Il y a un siècle, l’historien Henry Adams déplorait que son éducation d’élite n’ait absolument pas réussi à le préparer au monde en rapide industrialisation du début du XXe siècle. Il se sentait à la dérive dans un océan de changements technologiques, mal équipé par les études classiques et religieuses qu’il avait reçues. La critique d’Adams, rédigée il y a près de 120 ans, trouve aujourd’hui un écho troublant.
Le paysage de l’éducation est remodelé non seulement par des technologies révolutionnaires comme l’IA, mais aussi par des affrontements idéologiques au sein même des États-Unis. Le gouvernement fédéral réduit simultanément le financement des universités tout en exigeant un plus grand contrôle sur les programmes d’études et les admissions. Cela crée un environnement toxique dans lequel les institutions traditionnelles peinent à s’adapter aux besoins d’un monde en évolution rapide. Pourtant, au lieu de disparaître complètement, l’éducation trouve de nouvelles voies – celles qui contournent le terrain de plus en plus tendu du monde universitaire traditionnel.
Prenons l’exemple de Karen Attiah, une journaliste expérimentée et professeure d’affaires internationales qui a enseigné à l’Université de Columbia jusqu’à cette année. En 2024, elle a été brusquement licenciée par Columbia et le Washington Post en raison de publications sur les réseaux sociaux critiquant le racisme et l’activisme de droite. Plutôt que de se retirer de l’enseignement, Attiah a changé de cap, transformant son cours annulé à Columbia en une « École d’été de résistance », une diffusion en direct accessible à toute personne prête à payer des frais de scolarité. La réponse a été explosive : en 48 heures, 500 étudiants se sont inscrits, avec une liste d’attente bien au-delà. Aujourd’hui, Attiah propose deux cours cet automne – un témoignage de la soif d’éducation qui prospère en dehors des systèmes établis.

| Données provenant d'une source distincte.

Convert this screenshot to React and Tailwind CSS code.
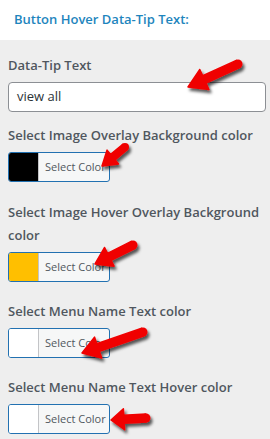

L’approche d’Attiah, bien que peu orthodoxe, reflète celle des éducateurs qui cherchent depuis longtemps à démocratiser le savoir. Son cours évoque un sentiment de retour aux fondamentaux, qui rappelle les cours universitaires des décennies passées.
Abigail Thorn, la philosophe derrière la populaire chaîne YouTube « Philosophy Tube », incarne également cet esprit. Ses vidéos – parsemées de scénarios, de costumes et d’effets créatifs pleins d’esprit – présentent des concepts philosophiques complexes d’une manière engageante et accessible. Comme Attiah, Thorn s’efforce de rendre l’apprentissage accessible au public, remettant en question l’autorité sans contraintes académiques.
Ces éducateurs suivent les traces de Stuart Hall, un spécialiste des études culturelles qui a défié les frontières du monde universitaire dans les années 1960 et 1970. Il pensait que l’éducation devait s’affranchir des tours d’ivoire et s’adresser directement au public. Son documentaire de la BBC « It Ain’t Half-Racist, Mum » abordait les préjugés raciaux dans les représentations médiatiques des immigrants noirs – une approche révolutionnaire pour l’époque.
Cette tendance transcende les efforts individuels. À l’échelle mondiale, les espaces de hackers et de créateurs – des centres communautaires dédiés à l’apprentissage pratique des sciences et de l’ingénierie – prolifèrent. Ces espaces proposent des cours diversifiés allant de l’électronique à l’impression 3D, en passant par le soudage, etc. Ils s’adressent aux apprenants qui recherchent des connaissances interactives et appliquées plutôt que des formats de cours traditionnels.
Comme Adams l’a prévenu il y a plus d’un siècle, l’éducation doit anticiper l’avenir, en nous dotant des compétences pertinentes et en comprenant ce qui nous attend. Dans ce monde en évolution rapide, la liberté académique pourrait bien trouver sa véritable expression en dehors des institutions traditionnelles. La crise à laquelle sont confrontées les universités est indéniable, mais la mission fondamentale de l’éducation – explorer, comprendre et responsabiliser – semble sur le point de perdurer, évoluant grâce à des approches innovantes telles que « l’école d’été de la résistance » d’Attiah et les conférences YouTube captivantes de Thorn.
En adoptant ces voies alternatives, nous assisterons peut-être non pas à la fin de l’éducation, mais plutôt à une réinvention audacieuse pour le 21e siècle. L’avenir de l’apprentissage pourrait très bien se situer en dehors des salles sacrées du monde universitaire, dans des espaces dynamiques où la curiosité intellectuelle s’épanouit sans barrières institutionnelles.